# INSTRUCTIONS FOR THE TASK:
Repeat the material below word for word and leave out all pictures.

[Begin GIVEN DATA]

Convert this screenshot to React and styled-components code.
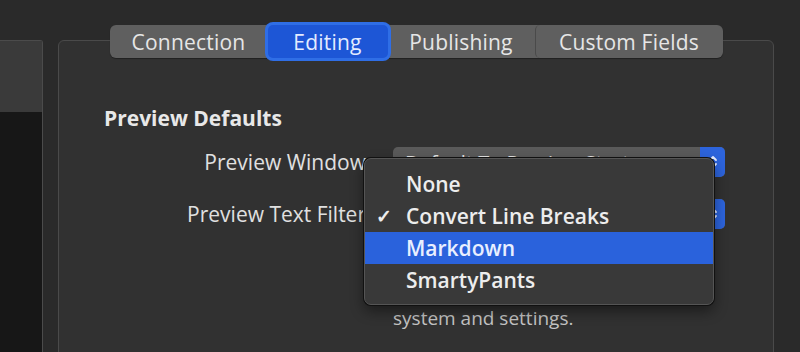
import React from "react";
import styled, { createGlobalStyle } from "styled-components";

const GlobalStyle = createGlobalStyle`
  html, body {
    margin: 0;
    padding: 0;
    background: #2a2a2a;
    font-family: "Open Sans", "Noto Sans", sans-serif;
  }
`;

const Page = styled.div`
  width: 800px;
  height: 352px;
  overflow: hidden;
  display: flex;
  align-items: flex-start;
  background: #2a2a2a;
`;

const Sidebar = styled.div`
  width: 42px;
  height: 320px;
  margin-top: 40px;
  display: flex;
  flex-direction: column;
  border: 1px solid #4b4b4b;
  border-left: none;
  border-bottom: none;
  border-top-right-radius: 3px;
`;

const SidebarHead = styled.div`
  height: 71px;
  background: #3a3a3a;
`;

const SidebarBody = styled.div`
  flex: 1;
  background: #171717;
`;

const Main = styled.div`
  margin-left: 15px;
  width: 716px;
  margin-top: 25px;
  display: flex;
  flex-direction: column;
  align-items: center;
`;

const TabBar = styled.div`
  display: flex;
  align-items: stretch;
  height: 33px;
  margin-bottom: -18px;
  position: relative;
  z-index: 2;
  background: #5f5f5f;
  border-radius: 6px;
  box-shadow: 0 1px 1px rgba(0, 0, 0, 0.35);
`;

const Tab = styled.div`
  width: ${(p) => p.$w}px;
  display: flex;
  align-items: center;
  justify-content: center;
  font-size: 21px;
  font-weight: 500;
  letter-spacing: 0.2px;
  color: ${(p) => (p.$active ? "#e3ebff" : "#e6e6e6")};
  background: ${(p) => (p.$active ? "#1d56d6" : "transparent")};
  border-radius: 5px;
  box-shadow: ${(p) => (p.$active ? "0 0 0 3px #2f6ee6" : "none")};
  border-left: ${(p) => (p.$divider ? "1px solid #4a4a4a" : "none")};
  position: relative;
  z-index: ${(p) => (p.$active ? 1 : 0)};
`;

const Panel = styled.div`
  position: relative;
  width: 100%;
  height: 340px;
  box-sizing: border-box;
  background: #313131;
  border: 1px solid #4a4a4a;
  border-radius: 6px;
  padding: 63px 0 0 45px;
`;

const SectionTitle = styled.div`
  font-size: 21px;
  line-height: 28px;
  font-weight: 700;
  color: #e8e8e8;
  margin-bottom: 15px;
`;

const Form = styled.div`
  display: grid;
  grid-template-columns: 262px 332px;
  column-gap: 27px;
  row-gap: 22px;
  align-items: center;
`;

const Label = styled.div`
  text-align: right;
  font-size: 21px;
  font-weight: 500;
  color: #e0e0e0;
  white-space: nowrap;
`;

const PopupButton = styled.div`
  height: 30px;
  display: flex;
  align-items: center;
  background: #5a5a5a;
  border-radius: 5px;
  overflow: hidden;
  font-size: 20px;
  font-weight: 500;
  color: #e6e6e6;
`;

const PopupText = styled.div`
  flex: 1;
  padding-left: 12px;
  white-space: nowrap;
`;

const PopupArrow = styled.div`
  width: 25px;
  align-self: stretch;
  background: #2d64dc;
  display: flex;
  align-items: center;
  justify-content: center;
`;

const Note = styled.div`
  grid-column: 2;
  font-size: 19px;
  line-height: 29px;
  color: #c4c4c4;
  margin-top: -5px;
  white-space: nowrap;
`;

const Menu = styled.div`
  position: absolute;
  left: 305px;
  top: 117px;
  width: 350px;
  box-sizing: border-box;
  padding: 9px 0 8px;
  background: #393939;
  border: 1px solid #555;
  border-radius: 7px;
  box-shadow: 0 0 0 1px #111, 0 6px 14px rgba(0, 0, 0, 0.45);
  z-index: 5;
`;

const MenuItem = styled.div`
  height: 32px;
  display: flex;
  align-items: center;
  font-size: 21px;
  font-weight: 600;
  color: ${(p) => (p.$hl ? "#e9efff" : "#ededed")};
  background: ${(p) => (p.$hl ? "#2a62dc" : "transparent")};
`;

const Check = styled.span`
  width: 41px;
  padding-left: 11px;
  box-sizing: border-box;
  font-size: 19px;
`;

const Arrows = () => (
  <svg width="12" height="18" viewBox="0 0 12 18">
    <path d="M3 7 L6 4 L9 7 M3 11 L6 14 L9 11" stroke="#e8eeff" strokeWidth="1.8" fill="none" strokeLinecap="round" strokeLinejoin="round" />
  </svg>
);

const tabs = [
  { name: "Connection", w: 158 },
  { name: "Editing", w: 120, active: true },
  { name: "Publishing", w: 147 },
  { name: "Custom Fields", w: 187, divider: true },
];

const items = [
  { name: "None" },
  { name: "Convert Line Breaks", checked: true },
  { name: "Markdown", hl: true },
  { name: "SmartyPants" },
];

export default function App() {
  return (
    <Page>
      <GlobalStyle />
      <Sidebar>
        <SidebarHead />
        <SidebarBody />
      </Sidebar>
      <Main>
        <TabBar>
          {tabs.map((t) => (
            <Tab key={t.name} $w={t.w} $active={t.active} $divider={t.divider}>
              {t.name}
            </Tab>
          ))}
        </TabBar>
        <Panel>
          <SectionTitle>Preview Defaults</SectionTitle>
          <Form>
            <Label>Preview Window</Label>
            <PopupButton>
              <PopupText>Default To Preview Start</PopupText>
              <PopupArrow><Arrows /></PopupArrow>
            </PopupButton>
            <Label>Preview Text Filter</Label>
            <PopupButton>
              <PopupText>Convert Line Breaks</PopupText>
              <PopupArrow><Arrows /></PopupArrow>
            </PopupButton>
            <Note>
              Filter used to format the preview. l
              <br />
              to match your blogging
              <br />
              system and settings.
            </Note>
          </Form>
          <Menu>
            {items.map((i) => (
              <MenuItem key={i.name} $hl={i.hl}>
                <Check>{i.checked ? "✓" : ""}</Check>
                {i.name}
              </MenuItem>
            ))}
          </Menu>
        </Panel>
      </Main>
    </Page>
  );
}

[End GIVEN DATA]

# SOLUTION FOR THIS EXERCISE:
Convert this screenshot to React and styled-components code.
import React from "react";
import styled, { createGlobalStyle } from "styled-components";

const GlobalStyle = createGlobalStyle`
  html, body {
    margin: 0;
    padding: 0;
    background: #2a2a2a;
    font-family: "Open Sans", "Noto Sans", sans-serif;
  }
`;

const Page = styled.div`
  width: 800px;
  height: 352px;
  overflow: hidden;
  display: flex;
  align-items: flex-start;
  background: #2a2a2a;
`;

const Sidebar = styled.div`
  width: 42px;
  height: 320px;
  margin-top: 40px;
  display: flex;
  flex-direction: column;
  border: 1px solid #4b4b4b;
  border-left: none;
  border-bottom: none;
  border-top-right-radius: 3px;
`;

const SidebarHead = styled.div`
  height: 71px;
  background: #3a3a3a;
`;

const SidebarBody = styled.div`
  flex: 1;
  background: #171717;
`;

const Main = styled.div`
  margin-left: 15px;
  width: 716px;
  margin-top: 25px;
  display: flex;
  flex-direction: column;
  align-items: center;
`;

const TabBar = styled.div`
  display: flex;
  align-items: stretch;
  height: 33px;
  margin-bottom: -18px;
  position: relative;
  z-index: 2;
  background: #5f5f5f;
  border-radius: 6px;
  box-shadow: 0 1px 1px rgba(0, 0, 0, 0.35);
`;

const Tab = styled.div`
  width: ${(p) => p.$w}px;
  display: flex;
  align-items: center;
  justify-content: center;
  font-size: 21px;
  font-weight: 500;
  letter-spacing: 0.2px;
  color: ${(p) => (p.$active ? "#e3ebff" : "#e6e6e6")};
  background: ${(p) => (p.$active ? "#1d56d6" : "transparent")};
  border-radius: 5px;
  box-shadow: ${(p) => (p.$active ? "0 0 0 3px #2f6ee6" : "none")};
  border-left: ${(p) => (p.$divider ? "1px solid #4a4a4a" : "none")};
  position: relative;
  z-index: ${(p) => (p.$active ? 1 : 0)};
`;

const Panel = styled.div`
  position: relative;
  width: 100%;
  height: 340px;
  box-sizing: border-box;
  background: #313131;
  border: 1px solid #4a4a4a;
  border-radius: 6px;
  padding: 63px 0 0 45px;
`;

const SectionTitle = styled.div`
  font-size: 21px;
  line-height: 28px;
  font-weight: 700;
  color: #e8e8e8;
  margin-bottom: 15px;
`;

const Form = styled.div`
  display: grid;
  grid-template-columns: 262px 332px;
  column-gap: 27px;
  row-gap: 22px;
  align-items: center;
`;

const Label = styled.div`
  text-align: right;
  font-size: 21px;
  font-weight: 500;
  color: #e0e0e0;
  white-space: nowrap;
`;

const PopupButton = styled.div`
  height: 30px;
  display: flex;
  align-items: center;
  background: #5a5a5a;
  border-radius: 5px;
  overflow: hidden;
  font-size: 20px;
  font-weight: 500;
  color: #e6e6e6;
`;

const PopupText = styled.div`
  flex: 1;
  padding-left: 12px;
  white-space: nowrap;
`;

const PopupArrow = styled.div`
  width: 25px;
  align-self: stretch;
  background: #2d64dc;
  display: flex;
  align-items: center;
  justify-content: center;
`;

const Note = styled.div`
  grid-column: 2;
  font-size: 19px;
  line-height: 29px;
  color: #c4c4c4;
  margin-top: -5px;
  white-space: nowrap;
`;

const Menu = styled.div`
  position: absolute;
  left: 305px;
  top: 117px;
  width: 350px;
  box-sizing: border-box;
  padding: 9px 0 8px;
  background: #393939;
  border: 1px solid #555;
  border-radius: 7px;
  box-shadow: 0 0 0 1px #111, 0 6px 14px rgba(0, 0, 0, 0.45);
  z-index: 5;
`;

const MenuItem = styled.div`
  height: 32px;
  display: flex;
  align-items: center;
  font-size: 21px;
  font-weight: 600;
  color: ${(p) => (p.$hl ? "#e9efff" : "#ededed")};
  background: ${(p) => (p.$hl ? "#2a62dc" : "transparent")};
`;

const Check = styled.span`
  width: 41px;
  padding-left: 11px;
  box-sizing: border-box;
  font-size: 19px;
`;

const Arrows = () => (
  <svg width="12" height="18" viewBox="0 0 12 18">
    <path d="M3 7 L6 4 L9 7 M3 11 L6 14 L9 11" stroke="#e8eeff" strokeWidth="1.8" fill="none" strokeLinecap="round" strokeLinejoin="round" />
  </svg>
);

const tabs = [
  { name: "Connection", w: 158 },
  { name: "Editing", w: 120, active: true },
  { name: "Publishing", w: 147 },
  { name: "Custom Fields", w: 187, divider: true },
];

const items = [
  { name: "None" },
  { name: "Convert Line Breaks", checked: true },
  { name: "Markdown", hl: true },
  { name: "SmartyPants" },
];

export default function App() {
  return (
    <Page>
      <GlobalStyle />
      <Sidebar>
        <SidebarHead />
        <SidebarBody />
      </Sidebar>
      <Main>
        <TabBar>
          {tabs.map((t) => (
            <Tab key={t.name} $w={t.w} $active={t.active} $divider={t.divider}>
              {t.name}
            </Tab>
          ))}
        </TabBar>
        <Panel>
          <SectionTitle>Preview Defaults</SectionTitle>
          <Form>
            <Label>Preview Window</Label>
            <PopupButton>
              <PopupText>Default To Preview Start</PopupText>
              <PopupArrow><Arrows /></PopupArrow>
            </PopupButton>
            <Label>Preview Text Filter</Label>
            <PopupButton>
              <PopupText>Convert Line Breaks</PopupText>
              <PopupArrow><Arrows /></PopupArrow>
            </PopupButton>
            <Note>
              Filter used to format the preview. l
              <br />
              to match your blogging
              <br />
              system and settings.
            </Note>
          </Form>
          <Menu>
            {items.map((i) => (
              <MenuItem key={i.name} $hl={i.hl}>
                <Check>{i.checked ? "✓" : ""}</Check>
                {i.name}
              </MenuItem>
            ))}
          </Menu>
        </Panel>
      </Main>
    </Page>
  );
}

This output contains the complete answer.